Wednesday March 23: Five-things that the markets are talking about
The recent rally in equities is beginning to show some renewed signs of pressure. Investors should expect the few fresh catalysts to steer market direction for the remainder of this quiet holiday-shortened trading week – note, trading volumes on Wall Street yesterday were relatively low.
The safer-haven USD continues to be well supported versus risky assets as both investors and dealers struggle with the fallout of the Brussels atrocities yesterday.
The 19-member single currency remains on the back foot (€1.1187), further pressured by upbeat comments on the U.S. economy from various Fed members (Chicago Fed President Charles Evans).
1. China’s Premier Li hints reform needed to achieve targets
China data reporting continues to be the ‘questionable variable’ with capital market fears. For dealers, analysts and speculators, there are suspected weakness regarding GDP, investment, the currency, and capital outflows, even the employment data is supposedly insufficient. Nevertheless, the call from the “top” still has the strongest influence.

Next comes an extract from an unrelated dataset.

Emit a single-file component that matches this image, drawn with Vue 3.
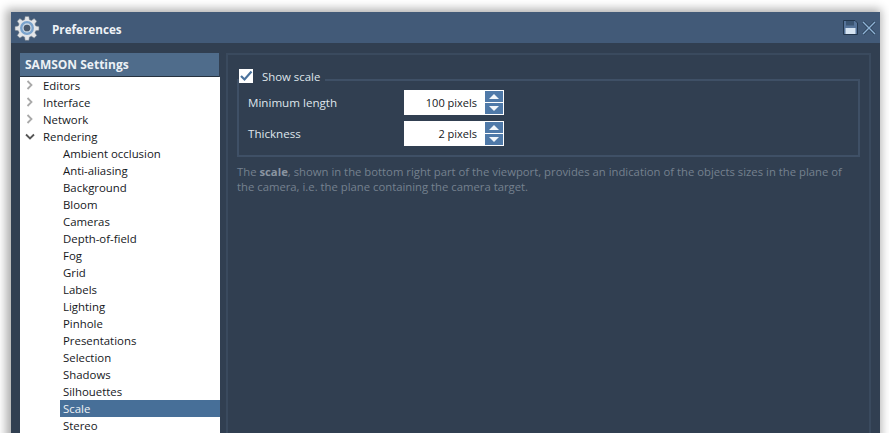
<script setup>
const top = ['Editors', 'Interface', 'Network']
const sub = ['Ambient occlusion','Anti-aliasing','Background','Bloom','Cameras','Depth-of-field','Fog','Grid','Labels','Lighting','Pinhole','Presentations','Selection','Shadows','Silhouettes','Scale','Stereo']
const spins = [{label:'Minimum length',value:'100 pixels'},{label:'Thickness',value:'2 pixels'}]
</script>

<template>
  <div class="page">
    <div class="window">
      <header class="titlebar">
        <svg class="gear" width="26" height="26" viewBox="0 0 28 28">
          <path fill="#e3e5e8" stroke="#7d858e" stroke-width="0.6" d="M12 1.500h4l.6 3.500 2.200.9 2.900-2 2.800 2.800-2 2.900.9 2.200 3.500.6v4l-3.500.6-.9 2.200 2 2.900-2.800 2.800-2.900-2-2.200.9-.6 3.500h-4l-.6-3.500-2.200-.9-2.900 2-2.800-2.800 2-2.900-.9-2.200-3.500-.6v-4l3.500-.6.9-2.200-2-2.900 2.800-2.800 2.900 2 2.200-.9z"/>
          <circle cx="14" cy="14" r="7.500" fill="#7aa3cc"/>
          <circle cx="14" cy="14" r="5" fill="#c9d6e3"/>
          <circle cx="14" cy="14" r="3.600" fill="#4a596b"/>
        </svg>
        <span class="title">Preferences</span>
        <svg class="save" width="15" height="15" viewBox="0 0 15 15">
          <path d="M0.500 0.500h11.500l2.500 2.500v11.500h-14z" fill="#56749a" stroke="#22364d"/>
          <rect x="3" y="1" width="8" height="4.500" fill="#3a5472"/>
          <rect x="2.500" y="8" width="10" height="6" fill="#d6e4f2"/>
        </svg>
        <svg class="close" width="14" height="14" viewBox="0 0 14 14">
          <path d="M1 1l12 12M13 1L1 13" stroke="#24384f" stroke-width="3" fill="none" opacity=".7"/>
          <path d="M1 1l12 12M13 1L1 13" stroke="#8fb3d6" stroke-width="1.400" fill="none"/>
        </svg>
      </header>
      <div class="body">
        <aside class="side">
          <div class="side-head">SAMSON Settings</div>
          <ul class="tree">
            <li v-for="t in top" :key="t" class="row top">
              <svg class="chev" width="8" height="10" viewBox="0 0 8 10"><path d="M1.500 1l4 4-4 4" fill="none" stroke="#a9a9a9" stroke-width="1.800"/></svg>
              {{ t }}
            </li>
            <li class="row top">
              <svg class="chev down" width="10" height="8" viewBox="0 0 10 8"><path d="M1 1.500l4 4 4-4" fill="none" stroke="#555" stroke-width="1.800"/></svg>
              Rendering
            </li>
            <li v-for="s in sub" :key="s" class="row child" :class="{ sel: s === 'Scale' }">{{ s }}</li>
          </ul>
        </aside>
        <main class="pane">
          <fieldset class="group">
            <legend class="legend">
              <span class="check">
                <svg width="14" height="14" viewBox="0 0 14 14"><path d="M2 7l3.500 3.500L12.500 2.500" fill="none" stroke="#4a729c" stroke-width="2.200"/></svg>
              </span>
              <span class="legend-text">Show scale</span>
            </legend>
            <div class="fields">
              <div v-for="s in spins" :key="s.label" class="field">
                <span class="label">{{ s.label }}</span>
                <div class="spin">
                  <span class="value">{{ s.value }}</span>
                  <span class="arrows">
                    <span class="arrow"><i class="up"></i></span>
                    <span class="arrow"><i class="dn"></i></span>
                  </span>
                </div>
              </div>
            </div>
          </fieldset>
          <p class="help">The <b>scale</b>, shown in the bottom right part of the viewport, provides an indication of the objects sizes in the plane of the camera, i.e. the plane containing the camera target.</p>
        </main>
      </div>
    </div>
  </div>
</template>

<style>
html, body { margin: 0; background: #fff; overflow: hidden; }
</style>

<style scoped>
.page { width: 889px; height: 433px; box-sizing: border-box; padding: 12px 9px 0 11px; overflow: hidden; font-family: "Open Sans", "Noto Sans", sans-serif; font-size: 11.4px; }
.window { height: 500px; background: #313f51; box-shadow: -2px 0 9px 3px rgba(0,0,0,.32); display: flex; flex-direction: column; }
.titlebar { height: 31px; background: #425a78; display: flex; align-items: center; padding-left: 3px; color: #eef2f6; flex: none; box-sizing: border-box; padding-top: 2px; }
.gear { margin-right: 12px; flex: none; margin-top: -1px; }
.title { font-weight: 700; font-size: 11.7px; flex: 1; }
.save { margin-right: 4px; margin-top: -2px; }
.close { margin-right: 4px; margin-top: -2px; }
.body { display: flex; padding: 10px 9px 0 9px; gap: 6px; flex: 1; }
.side { width: 200px; flex: none; }
.side-head { height: 23px; line-height: 23px; background: #4f6c8b; color: #edf1f5; font-weight: 700; font-size: 12px; padding-left: 5px; margin-right: 1px; border-bottom: 1px solid #26323f; }
.tree { list-style: none; margin: 0; padding: 0; background: #fff; color: #15181c; height: 400px; }
.row { height: 17px; line-height: 17px; position: relative; white-space: nowrap; }
.top { padding-left: 23px; }
.chev { position: absolute; left: 6px; top: 3px; }
.chev.down { left: 5px; top: 5px; }
.child { padding-left: 43px; }
.sel { background: #476f98; color: #eef2f6; margin-left: 40px; padding-left: 3px; }
.pane { flex: 1; border: 2px solid #3a4a5e; padding: 14px 9px 0 9px; min-width: 0; }
.group { margin: 0; padding: 0; border: 2px solid #3f5066; height: 88px; box-sizing: border-box; min-width: 0; }
.legend { display: flex; align-items: flex-start; gap: 9px; padding: 0 5px 0 0; color: #dfe5eb; margin-left: 0; height: 22px; font-size: 11.4px; }
.check { width: 14px; height: 14px; background: #fff; display: block; flex: none; }
.check svg { display: block; }
.legend-text { line-height: 15px; }
.fields { margin-top: -1px; display: flex; flex-direction: column; gap: 6px; }
.field { display: flex; align-items: center; height: 25px; padding-left: 9px; color: #dfe5eb; font-size: 11.6px; }
.label { width: 156px; }
.spin { display: flex; width: 100px; height: 25px; background: #fff; }
.value { flex: 1; text-align: right; line-height: 25px; padding-right: 8px; color: #15181c; font-size: 11px; }
.arrows { width: 19px; display: flex; flex-direction: column; gap: 1px; padding: 1px 1px 1px 0; box-sizing: border-box; }
.arrow { flex: 1; background: #4f79a8; display: flex; align-items: center; justify-content: center; }
.up { width: 0; height: 0; border-left: 5px solid transparent; border-right: 5px solid transparent; border-bottom: 5px solid #f2f6fa; }
.dn { width: 0; height: 0; border-left: 5px solid transparent; border-right: 5px solid transparent; border-top: 5px solid #f2f6fa; }
.help { margin: 7px 0 0; color: #75818f; line-height: 15px; font-size: 11.3px; }
.help b { font-weight: 700; color: #8a95a1; }
</style>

Overnight, Premier Li again hinted that China’s economy would rely on reform to achieve its +6.5-7.0% GDP target range and not monetary stimulus. With that, China Securities Regulator had reportedly compiled a list of troubled companies for potential delisting and started talks with local officials to push toward exclusion from the various exchanges.
China’s yuan ended lower outright this morning, and this despite the People’s Bank of China (PBoC) setting the currency slightly stronger at the fix. The dollar closed at ¥6.4969 vs. Tuesday’s close of ¥6.4926.
According to a PBoC adviser – Huang Yiping – The future yuan direction depended on economic performance and he reiterated that currency depreciation was not in line with the goal of China.
2. Hungarian Central Bank (MNB) sideswipes markets
Hungary’s MNB has pledged to keep “cutting interest rates” until monetary conditions become sufficiently loose to ensure meeting the desired +3% inflation target for good.
In a surprise move yesterday, policy makers cut the overnight bench rate -15pbs to +1.20%. Voting members continue to see the risks of “undershooting their inflation target for a sustained period” on the back of low costs such as crude prices (Brent $41.77).
Central bank officials indicated that they would reach their inflation target much later than forecast. Staff economists have aggressively slashed this year’s inflation forecast to +0.3% from +1.7% earlier, while raising this year’s growth forecast to +2.8% from +2.5% (EUR/HUF €312.0).
3. Emerging Markets – Turkey
Naturally, after yesterday’s series of explosions in Belgium various Emerging Market currencies have come under renewed pressure and USD/ TRY ($2.8714) is not an exception. With other EM or Tier II central banks having orchestrated a surprise proactive easing move (Hungary’s MNB see above), all market eyes will be on Turkey’s central bank who convenes on Thursday to decide it’s own monetary policy.
The market consensus expects rates to remain unchanged this time around, but many analysts do see downside risks to the overall stance of monetary policy – there is considerable political pressure of late to cut rates again.
4. Brussels attacks set to intensify Brexit fears
The pound’s decline this week (£1.4170) suggests that the attacks in Belgium is set to intensify worries about a U.K exit ahead from Europe in the Brexit vote on June 23.
Sterling has continued this week’s fall, down -0.36% outright ahead of the U.S open as yesterday’s terrorist attacks on mainland Europe offer another reason for the English to vote to leave.
The technical bears are not ruling out GBP revisiting last month’s lows (£1.3835 February 16) in the short-term.
The latest Brexit ICM poll: +41% for staying in E.U vs. +43% for leaving (prior to Brussels: +43% support staying while +41% support leaving the E.U).
5. Commodities prices soften, dealers eye stockpiles
The prospect of further interest-rate tightening by the Fed is lifting the USD across the board for a fourth consecutive day – the longest winning streak in four-weeks.
A stronger dollar is also pushing down the price of commodities lower – oil (down -1% Brent $41.65, WTI $41.19, gold falling -1.2% to $1,234).
Traders are waiting for this morning’s EIA stockpile data for directional clarification. Earlier, weekly API oil inventory data showed that crude supply jumped by +8.8m barrels vs. +1.5m prior – the fifth consecutive week of build and the largest increase in three-weeks.